Nike Inc. (NKE) is touted to post its second-quarter results on Thursday, Dec. 20, after the market closes its regular trading for the day.

The Street expects the sports apparel maker to earn $0.45 per share on revenue of $9.16 billion for the quarter.

In the previously reported quarter, even though Nike’s North America segment recovered as total earnings jumped on strong revenue growth, the stock dropped sharply on higher costs and squeeze on margin.

The sneaker maker, then, was facing intense scrutiny over its controversial advertisement featuring Colin Kaepernick. However, the results exceeded Wall Street projections. Revenues of the NIKE brand then gained 10% and Converse moved up 7% during the previous quarter.

Back in May, CEO Mark Parker faced immense pressure over a sexual harassment scandal involving some senior executives, as several of them were shown the door after an in-house investigation. Trevor Edwards, the former president who was a prospective successor to Parker, was among those who stepped down.

Its ad campaign later in the year involving Kaepernick had also triggered a selloff initially, but the stock bounced back later.

The North American market remains a challenge for sportswear manufacturers and footwear companies in general, with changing shopping habits and stiff competition.

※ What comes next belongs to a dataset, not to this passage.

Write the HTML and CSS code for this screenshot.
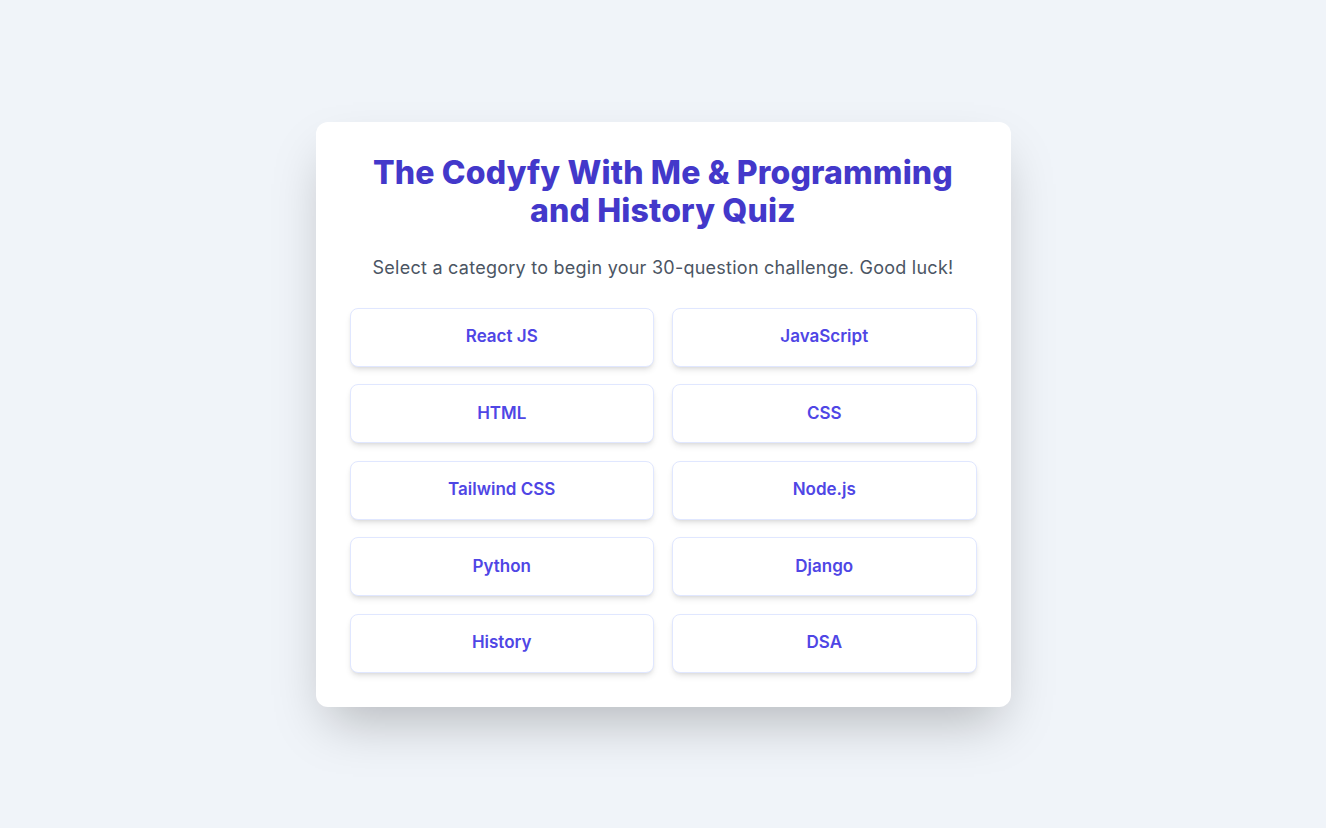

Nike’s competitor, Under Armour (UA) has been hit hard, with the launch of some of its premium brands fizzling.

Along with its ongoing organizational restructuring, Under Armour seems to have failed the confidence of investors, as its stock plunged about 10% last Wednesday when its investor day presentation hinted at low single-digit revenue growth in North America in the next five years.

Given that Nike also looks to its North America business for a big chunk of its top line, it might be a good time to focus more on international business.